The globo-trance is in full effect. Why would anyone think that evil willn't succeed? I mean sure I hope something good happens, but the very industries and people in them, who are supposed to provide healing, well, are completely gutted and exploited by psychopaths addicted to money.

Nah, it's tough to imagine a hopeful future. But hope floats as they say. ...Well, it doesn't float as well as a 2 million dollar yacht. But apparently it does float. Yeah.


www.smirkingchimp.com...


Happy Holidays, Corporate America - I'd Like to File a Complaint
by Michael Winship | December 23, 2011 - 9:49am

[...]

What's more, I noticed the other day that Mark Ryan, who retired last year from his job as chief executive of the drugstore chain to which I complained - CVS Caremark - was one of the ten most highly paid bosses in America. That's according to the corporate governance group GMI Ratings. The New York Times reports, "In his last year at CVS he received total compensation of $29.2 million and an additional $50.4 million from stock awards and options." He's now an operating partner with Advent International, a private equity firm specializing in corporate buyouts. Which is interesting because during the time he was CEO at CVS, its stock price dropped by more than half.

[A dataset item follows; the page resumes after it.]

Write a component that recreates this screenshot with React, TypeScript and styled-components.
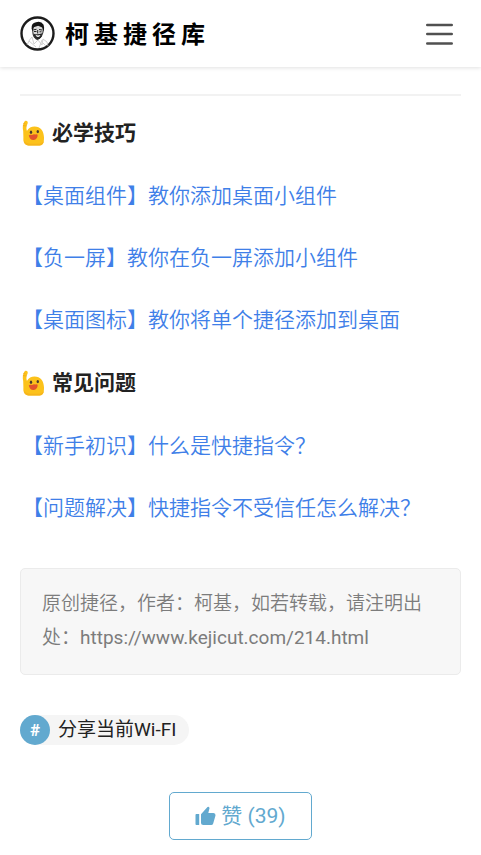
import React from 'react';
import styled, { createGlobalStyle } from 'styled-components';

const Global = createGlobalStyle`
  *, *::before, *::after { box-sizing: border-box; }
  body {
    margin: 0;
    background: #fff;
    color: #222;
    font-family: Roboto, "Noto Sans CJK SC", sans-serif;
    font-size: 21px;
  }
`;

const Header = styled.header`
  display: flex;
  align-items: center;
  justify-content: space-between;
  height: 67px;
  padding: 0 20px;
  background: #fff;
  box-shadow: 0 1px 4px rgba(0, 0, 0, 0.12);
`;

const Brand = styled.a`
  display: flex;
  align-items: center;
  gap: 10px;
  color: #000;
  text-decoration: none;
`;

const BrandName = styled.span`
  padding-bottom: 2px;
  font-family: "Noto Sans CJK SC", sans-serif;
  font-size: 24px;
  font-weight: 700;
  line-height: 34px;
  letter-spacing: 5px;
`;

const MenuButton = styled.button`
  display: flex;
  padding: 8px;
  border: 0;
  background: none;
  color: #505050;
  cursor: pointer;
`;

const Article = styled.main`
  display: flex;
  flex-direction: column;
  padding: 27px 20px 15px;
`;

const Divider = styled.hr`
  width: 100%;
  height: 2px;
  margin: 0 0 18px;
  border: 0;
  background: #f2f2f2;
`;

const Sections = styled.div`
  display: flex;
  flex-direction: column;
  gap: 26px;
`;

const Heading = styled.h2`
  display: flex;
  align-items: center;
  gap: 6px;
  margin: 0;
  font-size: 21px;
  font-weight: 700;
  line-height: 38px;
`;

const LinkList = styled.ul`
  display: flex;
  flex-direction: column;
  gap: 26px;
  margin: 0;
  padding: 0 0 0 2px;
  list-style: none;
`;

const LinkItem = styled.li`
  line-height: 36px;
`;

const ArticleLink = styled.a`
  color: #3f7fe8;
  font-weight: 350;
  text-decoration: none;
`;

const Notice = styled.p`
  margin: 42px 0 0;
  padding: 18px 21px 19px;
  border: 1px solid #ebebeb;
  border-radius: 5px;
  background: #f7f7f7;
  color: #7c7c7c;
  font-size: 19px;
  font-weight: 350;
  line-height: 34px;
`;

const SourceUrl = styled.span`
  font-weight: 400;
`;

const Tag = styled.a`
  display: flex;
  align-self: flex-start;
  align-items: center;
  gap: 8px;
  margin-top: 40px;
  padding-right: 13px;
  border-radius: 15px;
  background: #f5f5f5;
  color: #222;
  font-size: 19px;
  line-height: 30px;
  text-decoration: none;
`;

const TagMark = styled.span`
  width: 30px;
  border-radius: 50%;
  background: #62a9cf;
  color: #fff;
  font-size: 17px;
  font-weight: 700;
  text-align: center;
`;

const LikeButton = styled.button`
  display: flex;
  align-self: center;
  align-items: center;
  gap: 5px;
  margin-top: 47px;
  padding: 0 25px;
  border: 1px solid #62a9cf;
  border-radius: 5px;
  background: #fff;
  color: #62a9cf;
  font-family: inherit;
  font-size: 21px;
  line-height: 46px;
  cursor: pointer;
`;

const Portrait = () => (
  <svg width="35" height="35" viewBox="0 0 35 35" aria-hidden="true">
    <circle cx="17.5" cy="17.5" r="16" fill="#fff" stroke="#1c1c1c" strokeWidth="2.4" />
    <path d="M12 21 9.500 24 7 29M12 21l2 7 4-4 4 5 1-6 4 3 1 4M9 25l7 6M22 24l-3 8M23 27l3 3" fill="none" stroke="#c4c4c4" strokeWidth="0.8" />
    <path d="M12.500 12.500 13 18q1 5 4.500 5.500Q22 22 22.800 17l.7-5-2-3h-7z" fill="#d8d8d8" stroke="#222" strokeWidth="0.9" />
    <path d="M11.600 13Q11 7 16 6.300q5-1.600 7.600 2.400 1.200 3-.2 7l-1.200-4.200-4-1.700-4.500 1.500-.7 4z" fill="#141414" />
    <path d="m13.500 13.800 3-.5m2.500.2 3 .5M14 15.500h2.500m3 .3h2M17.700 14v3.500" stroke="#222" strokeWidth="1" />
    <path d="M13.200 17.500q4 1.800 9-.2-.6 5.600-4.500 6.300-3.700-1-4.500-6.100z" fill="#252525" />
    <path d="M15.500 19q2.500.8 5 0-.8 2-2.500 2t-2.500-2z" fill="#fff" />
  </svg>
);

const WavingBlob = () => (
  <svg width="26" height="26" viewBox="0 0 26 26" aria-hidden="true">
    <path d="M3.200 11C2.500 8 2.700 5 4 2.300 4.500.8 6.400.2 7.300 1.300 8.500 2.800 7 4.500 6.500 6.500c-.2 1.700-.1 3 .4 4.500C8.500 8 11.500 6.600 14.500 6.600c6 0 9.300 4.400 9.500 11 .1 5.400-1.500 7.800-4.500 7.800H8.500C4.500 25.400 3 22 3.400 17.500z" fill="#fcc21b" />
    <path d="M3.800 20c.3 3.500 1.900 5.400 4.700 5.400h11c2.600 0 4.200-1.700 4.500-5-1 2.300-3 3.400-6 3.400h-7c-4 0-6-1.200-7.200-3.800z" fill="#f6b51c" />
    <path d="M2.900 5.500 6.500 6M3.300 3.500l2 .3" stroke="#eaa51a" strokeWidth="0.7" />
    <ellipse cx="11" cy="12.300" rx="1.200" ry="1.700" fill="#4b3a30" />
    <ellipse cx="17.800" cy="11.600" rx="1.200" ry="1.700" fill="#4b3a30" />
    <path d="M8.800 15.300q1.700-1 3.200-.2 1.800-1.500 3.200-.6 1.500-.8 2.500.3-.1 4.600-4 5.200-4.200.2-4.900-4.700z" fill="#e2542c" />
  </svg>
);

const MenuIcon = () => (
  <svg width="27" height="24" viewBox="0 0 27 24" aria-hidden="true">
    <path d="M1.300 3h24.400M1.300 12h24.400M1.300 21.500h24.400" stroke="currentColor" strokeWidth="2.600" strokeLinecap="round" />
  </svg>
);

const ThumbIcon = () => (
  <svg width="21" height="20" viewBox="0 0 21 20" aria-hidden="true">
    <path d="M1.300 8h2.900v11H1.300Q.5 19 .5 18V9q0-1 .8-1zM6 8.300 12.500 1q1.800-1 2 1.200L13.300 7h5.200q2.300.2 2 2.500l-2.300 8q-.5 1.500-2 1.500H8.300Q6 19 6 17z" fill="currentColor" />
  </svg>
);

const sections = [
  {
    title: '必学技巧',
    links: [
      '【桌面组件】教你添加桌面小组件',
      '【负一屏】教你在负一屏添加小组件',
      '【桌面图标】教你将单个捷径添加到桌面',
    ],
  },
  {
    title: '常见问题',
    links: ['【新手初识】什么是快捷指令？', '【问题解决】快捷指令不受信任怎么解决？'],
  },
];

export default function App() {
  return (
    <>
      <Global />
      <Header>
        <Brand href="#">
          <Portrait />
          <BrandName>柯基捷径库</BrandName>
        </Brand>
        <MenuButton type="button" aria-label="菜单">
          <MenuIcon />
        </MenuButton>
      </Header>
      <Article lang="zh-CN">
        <Divider />
        <Sections>
          {sections.map((section) => (
            <React.Fragment key={section.title}>
              <Heading>
                <WavingBlob />
                {section.title}
              </Heading>
              <LinkList>
                {section.links.map((text) => (
                  <LinkItem key={text}>
                    <ArticleLink href="#">{text}</ArticleLink>
                  </LinkItem>
                ))}
              </LinkList>
            </React.Fragment>
          ))}
        </Sections>
        <Notice>
          原创捷径，作者：柯基，如若转载，请注明出处：<SourceUrl>https://www.kejicut.com/214.html</SourceUrl>
        </Notice>
        <Tag href="#">
          <TagMark>#</TagMark>
          分享当前Wi-FI
        </Tag>
        <LikeButton type="button">
          <ThumbIcon />
          赞 (39)
        </LikeButton>
      </Article>
    </>
  );
}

reply posted on 25-12-2011 @ 09:47 AM by soficrow
reply to post by Pervius



Do you have links? Really want the documentation showing that worker's testimony that labs vent into the atmosphere.

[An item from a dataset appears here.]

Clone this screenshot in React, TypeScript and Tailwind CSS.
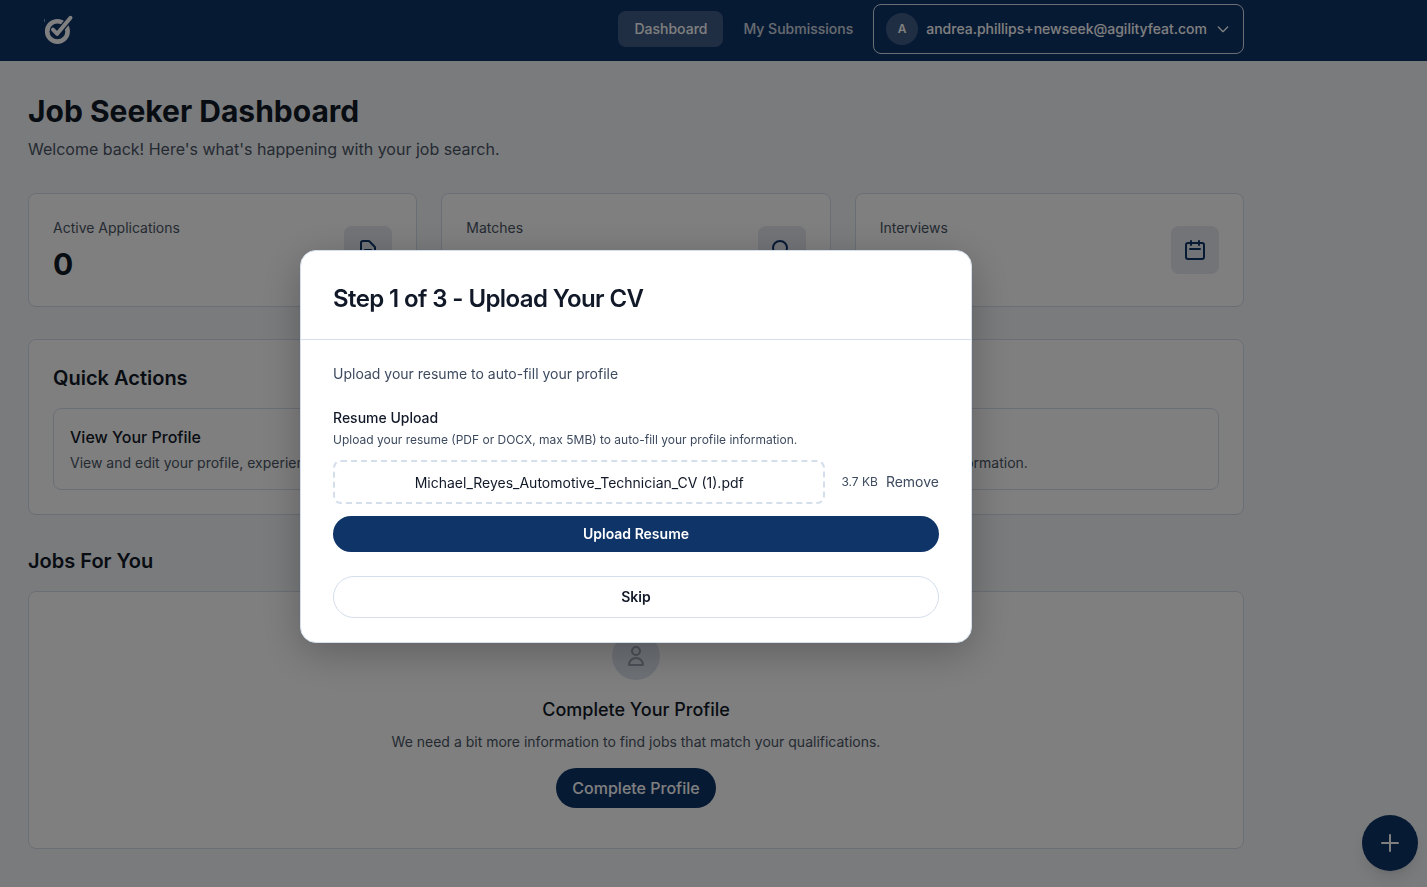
import { useState } from "react";
import type { ReactNode } from "react";

const Icon = ({ d, className }: { d: string; className: string }) => {
  return (
    <svg
      className={className}
      viewBox="0 0 24 24"
      fill="none"
      stroke="currentColor"
      strokeWidth={2}
      strokeLinecap="round"
      strokeLinejoin="round"
      aria-hidden="true"
    >
      <path d={d} />
    </svg>
  );
};

const paths = {
  document:
    "M9 12h6m-6 4h6m2 5H7a2 2 0 01-2-2V5a2 2 0 012-2h5.586a1 1 0 01.707.293l5.414 5.414a1 1 0 01.293.707V19a2 2 0 01-2 2z",
  search: "M21 21l-6-6m2-5a7 7 0 11-14 0 7 7 0 0114 0z",
  calendar:
    "M8 7V3m8 4V3m-9 8h10M5 21h14a2 2 0 002-2V7a2 2 0 00-2-2H5a2 2 0 00-2 2v12a2 2 0 002 2z",
  user: "M16 7a4 4 0 11-8 0 4 4 0 018 0zM12 14a7 7 0 00-7 7h14a7 7 0 00-7-7z",
  chevron: "M19 9l-7 7-7-7",
  plus: "M12 4v16m8-8H4",
};

const Logo = () => {
  return (
    <svg className="w-8 h-8" viewBox="0 0 32 32" fill="none" stroke="white">
      <path d="M0.5 6v3" strokeOpacity="0.5" />
      <circle cx="13.4" cy="18.4" r="10.2" strokeWidth="4.6" />
      <path d="M8.6 16.6l4.6 4.6L26.5 4.5" stroke="#0f3468" strokeWidth="6.4" />
      <path d="M9 16.6l4.2 4.2L26.5 4.8" strokeWidth="4" strokeLinecap="round" strokeLinejoin="round" />
    </svg>
  );
};

const Header = () => {
  return (
    <header className="bg-[#0f3468]">
      <div className="max-w-[1272px] px-7 pt-1 pb-[7px] flex items-center justify-between">
        <a href="#" aria-label="Home" className="ml-4">
          <Logo />
        </a>
        <nav className="flex items-center gap-1 text-sm font-medium">
          <a href="#" className="bg-white/20 text-white rounded-lg px-4 py-2">
            Dashboard
          </a>
          <a href="#" className="text-white/80 px-4 py-2">
            My Submissions
          </a>
          <button className="flex items-center gap-2 border border-[#d5dfec] rounded-lg px-3 py-2 text-white">
            <span className="w-8 h-8 rounded-full bg-white/20 flex items-center justify-center text-xs font-semibold">
              A
            </span>
            andrea.phillips+newseek@agilityfeat.com
            <Icon d={paths.chevron} className="w-4 h-4" />
          </button>
        </nav>
      </div>
    </header>
  );
};

const Card = ({ className, children }: { className: string; children: ReactNode }) => {
  return (
    <div className={`bg-white border border-[#d5dfec] rounded-lg ${className}`}>
      {children}
    </div>
  );
};

const stats = [
  { label: "Active Applications", value: 0, icon: paths.document },
  { label: "Matches", value: 0, icon: paths.search },
  { label: "Interviews", value: 0, icon: paths.calendar },
];

const UploadDialog = () => {
  const [file, setFile] = useState("Michael_Reyes_Automotive_Technician_CV (1).pdf");

  return (
    <div className="fixed inset-0 bg-black/50">
      <div className="max-w-[1272px] h-full pt-1.5 flex items-center justify-center">
        <div
          role="dialog"
          aria-modal="true"
          aria-labelledby="dialog-title"
          className="w-full max-w-2xl bg-white border border-[#d5dfec] rounded-2xl shadow-[0_10px_40px_rgba(0,0,0,0.25)]"
        >
          <div className="px-8 pt-8 pb-6 border-b border-[#d5dfec]">
            <h2 id="dialog-title" className="text-2xl font-semibold tracking-tight">
              Step 1 of 3 - Upload Your CV
            </h2>
          </div>
          <div className="px-8 py-6 text-sm">
            <p className="text-[#3d4a5f]">Upload your resume to auto-fill your profile</p>
            <h3 className="mt-6 font-medium">Resume Upload</h3>
            <p className="mt-1 text-xs text-[#3d4a5f]">
              Upload your resume (PDF or DOCX, max 5MB) to auto-fill your profile information.
            </p>
            <div className="mt-3 flex items-center gap-4">
              <label className="flex-1 h-11 pt-0.5 border-2 border-dashed border-[#d5dfec] rounded-lg flex items-center justify-center cursor-pointer">
                {file || "Choose a file"}
                <input
                  type="file"
                  className="sr-only"
                  onChange={(e) => setFile(e.target.files?.[0]?.name ?? "")}
                />
              </label>
              <div className="flex items-center gap-2 text-[#3d4a5f]">
                <span className="text-xs">3.7 KB</span>
                <button onClick={() => setFile("")}>Remove</button>
              </div>
            </div>
            <button className="mt-3 w-full h-9 rounded-full bg-[#0f3468] text-white font-semibold">
              Upload Resume
            </button>
            <button className="mt-6 w-full h-[42px] rounded-full border border-[#d5dfec] font-semibold">
              Skip
            </button>
          </div>
        </div>
      </div>
    </div>
  );
};

const App = () => {
  return (
    <div className="min-h-screen bg-[#f4f6fa] text-[#111827] font-['Inter',sans-serif]">
      <Header />
      <main className="max-w-[1272px] px-7 py-8">
        <h1 className="text-3xl font-bold">Job Seeker Dashboard</h1>
        <p className="mt-2 text-gray-600">
          Welcome back! Here's what's happening with your job search.
        </p>

        <div className="mt-8 grid grid-cols-3 gap-6">
          {stats.map((stat) => (
            <Card key={stat.label} className="p-6 flex items-center justify-between">
              <div>
                <p className="text-sm text-gray-600">{stat.label}</p>
                <p className="mt-2 text-3xl font-bold">{stat.value}</p>
              </div>
              <div className="w-12 h-12 rounded-lg bg-[#e4e8f0] text-[#0f3468] flex items-center justify-center">
                <Icon d={stat.icon} className="w-6 h-6" />
              </div>
            </Card>
          ))}
        </div>

        <Card className="mt-8 p-6">
          <h2 className="text-xl font-semibold">Quick Actions</h2>
          <a href="#" className="mt-4 block border border-[#d5dfec] rounded-lg p-4">
            <h3 className="font-medium">View Your Profile</h3>
            <p className="mt-1 text-sm text-gray-600">
              View and edit your profile, experience, education, skills, certifications, work
              preferences, photos, contact details, and other personal information.
            </p>
          </a>
        </Card>

        <h2 className="mt-8 text-xl font-semibold">Jobs For You</h2>
        <Card className="mt-4 p-10 flex flex-col items-center">
          <div className="w-12 h-12 rounded-full bg-[#dce4ee] text-gray-400 flex items-center justify-center">
            <Icon d={paths.user} className="w-6 h-6" />
          </div>
          <h3 className="mt-4 text-lg font-medium">Complete Your Profile</h3>
          <p className="mt-2 text-sm text-gray-600">
            We need a bit more information to find jobs that match your qualifications.
          </p>
          <button className="mt-4 h-10 px-4 rounded-full bg-[#0f3468] text-white font-medium">
            Complete Profile
          </button>
        </Card>
      </main>

      <button
        aria-label="Add"
        className="fixed bottom-4 right-[9px] w-14 h-14 rounded-full bg-[#0f3468] text-white shadow-lg flex items-center justify-center"
      >
        <Icon d={paths.plus} className="w-6 h-6" />
      </button>

      <UploadDialog />
    </div>
  );
};

export default App;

S& for your post - but note, there is a difference between chemical weapons and bio-weapons.

Thanks - sofi


reply posted on 27-12-2011 @ 07:45 PM by soficrow
reply to post by eonpeon



Yes - there's a lot of scaremongering and yes - there's a lot of profiteering too. BUT - those facts do not change the other equally verifiable fact that microbes are mutating rapidly, and adaptiing to man-made environmental changes.


reply posted on 28-12-2011 @ 06:53 PM by soficrow
For comparison, take a quick look at what's happening with protein nanotechnology. And remember, proteins are the molecular building blocks of life - and flu and other viruses use proteins as "keys" to unlock cell "doors."

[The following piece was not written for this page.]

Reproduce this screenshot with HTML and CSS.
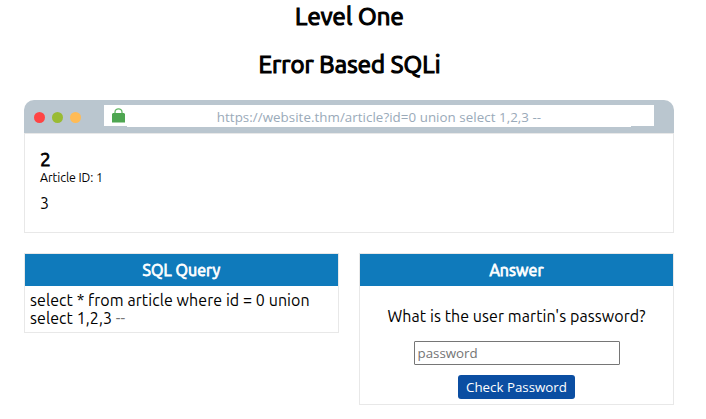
FILE: index.html
```html
<!DOCTYPE html>
<html lang="en">
<head>
<meta charset="utf-8">
<title>Level One</title>
<link rel="stylesheet" href="styles.css">
</head>
<body>
<h1 class="title">Level One</h1>
<h1 class="title second">Error Based SQLi</h1>
<main class="page">
  <section class="browser">
    <div class="bar">
      <i class="dot red"></i><i class="dot green"></i><i class="dot amber"></i>
      <div class="address">
        <svg class="lock" width="13" height="15" viewBox="0 0 13 15"><path d="M3 6V4.3a3.5 3.5 0 0 1 7 0V6" fill="none" stroke="#5fb562" stroke-width="1.3"/><path d="M1 5h11l1 1v8.5H0V6z" fill="#4ea651"/></svg>
        <span class="url">https://website.thm/article?id=0 union select 1,2,3 --</span>
      </div>
    </div>
    <article class="view">
      <h2 class="heading">2</h2>
      <p class="meta">Article ID: 1</p>
      <p class="content">3</p>
    </article>
  </section>
  <div class="columns">
    <section class="card">
      <h3 class="card-title">SQL Query</h3>
      <p class="query">select * from article where id = 0 union<br>select 1,2,3 <span class="comment">--</span></p>
    </section>
    <section class="card">
      <h3 class="card-title">Answer</h3>
      <form class="answer">
        <label class="question" for="pw">What is the user martin's password?</label>
        <input class="field" id="pw" placeholder="password">
        <button class="check" type="button">Check Password</button>
      </form>
    </section>
  </div>
</main>
</body>
</html>
```
FILE: styles.css
```css
* { box-sizing: border-box; }
body { margin: 0; background: #fff; color: #000; font: 16px/18px Ubuntu, "Noto Sans", sans-serif; letter-spacing: 0.07px; }
h1, h2, h3, p { margin: 0; }
h1, h2, h3 { font-weight: 400; -webkit-text-stroke: 0.8px currentColor; }
.title { width: 699px; text-align: center; font-size: 24px; line-height: 28px; padding-top: 3px; letter-spacing: 0.12px; -webkit-text-stroke-width: 1.2px; }
.second { padding-top: 20px; }
.page { width: 650px; margin: 21px 0 0 24px; }
.bar { display: flex; align-items: center; height: 33px; padding-left: 10px; gap: 7px; background: #bac6cf; border-radius: 10px 10px 0 0; }
.dot { width: 11px; height: 11px; margin-top: 2px; border-radius: 50%; }
.red { background: #ff4444; }
.green { background: #99bb33; }
.amber { background: #ffbb55; }
.address { display: flex; align-items: flex-start; align-self: flex-start; width: 550px; height: 21px; margin: 5px 0 0 16px; background: #fff; }
.lock { margin: 3px 2px 0 8px; }
.url { width: 504px; height: 22px; background: #fff; text-align: center; font: 13.33px/24px "Open Sans", sans-serif; color: #9aaab9; letter-spacing: 0.05px; }
.view { height: 100px; border: 1px solid #e8e8e8; padding: 15px 15px; }
.heading { margin-bottom: 1px; font-size: 19.2px; line-height: 20px; }
.meta { font-size: 12.4px; line-height: 15px; letter-spacing: -0.1px; }
.content { margin-top: 9px; }
.columns { display: grid; grid-template-columns: 315px 315px; gap: 20px; align-items: start; margin-top: 20px; }
.card { border: 1px solid #e8e8e8; }
.card-title { height: 32px; background: #0f7abb; color: #fff; font-size: 16px; line-height: 32px; text-align: center; }
.query { height: 46px; padding: 5px; white-space: nowrap; }
.comment { color: #777; }
.answer { display: flex; flex-direction: column; align-items: center; height: 118px; padding-top: 21px; }
.field { width: 206px; height: 24px; margin-top: 16px; padding: 1px 3px; border: 1px solid #767676; border-radius: 1px; font: 13.33px "Open Sans", sans-serif; }
.check { width: 117px; height: 24px; margin-top: 10px; padding: 0; border: 0; border-radius: 3px; background: #0b4ea2; color: #fff; font: 13.33px "Open Sans", sans-serif; }
```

"Proteins are the molecular machines of life, the molecules we are made of," Zocchi said. "We have found that sometimes they behave as a solid and sometimes as a liquid.

"Solids have a shape while liquids flow — for simple materials at low stresses. However, for complex materials, or large stresses, the behavior can be in-between. Subjected to mechanical forces, a material might be elastic and store mechanical energy (simple solid), viscous and dissipate mechanical energy (simple fluid), or visco-elastic and both store and dissipate mechanical energy (complex solid, complex fluid). The viscoelastic behavior characteristic of more complex matter had not been clearly seen before on isolated proteins because mechanical measurements tend to destroy the proteins."


A paper published September 18 in Nature Chemical Biology - around the time Fouchier presented his infamous research in Malta - touts the marvels of mass-manufacturing synthetic proteins from equally synthetic amino acids.

Engineered bacteria provide new tool for nanotechnology protein design

For the first time, the scientists were able to create bacteria capable of effectively incorporating “unnatural” amino acids – artificial additions to the 20 naturally occurring amino acids used as biological building blocks – into proteins at multiple sites. This ability may provide a powerful new tool for the study of biological processes and for engineering bacteria that produce new types of synthetic chemicals.



imho - a couple of research teams that want to share their results with the world to benefit all of humanity are the least of our problems.





reply posted on 31-12-2011 @ 10:07 PM by soficrow
reply to post by rebellender



define life...."that finds a way"


I'd be satisfied with a continuation of consciousness, though I would greatly miss the expanse of sensual experiences we enjoy on this planet. But "define life"? When no one else can do it? Nahh. ...I do have a sense it involves self-aware molecules jumping dimensions though.

Then define Hope. ...the subject gets as big as we can only imagine


Ahh. Static inanimation or dynamic flux. Seems to me life presumes the latter. So what is hope besides the aspiration for continuation? ...dunno.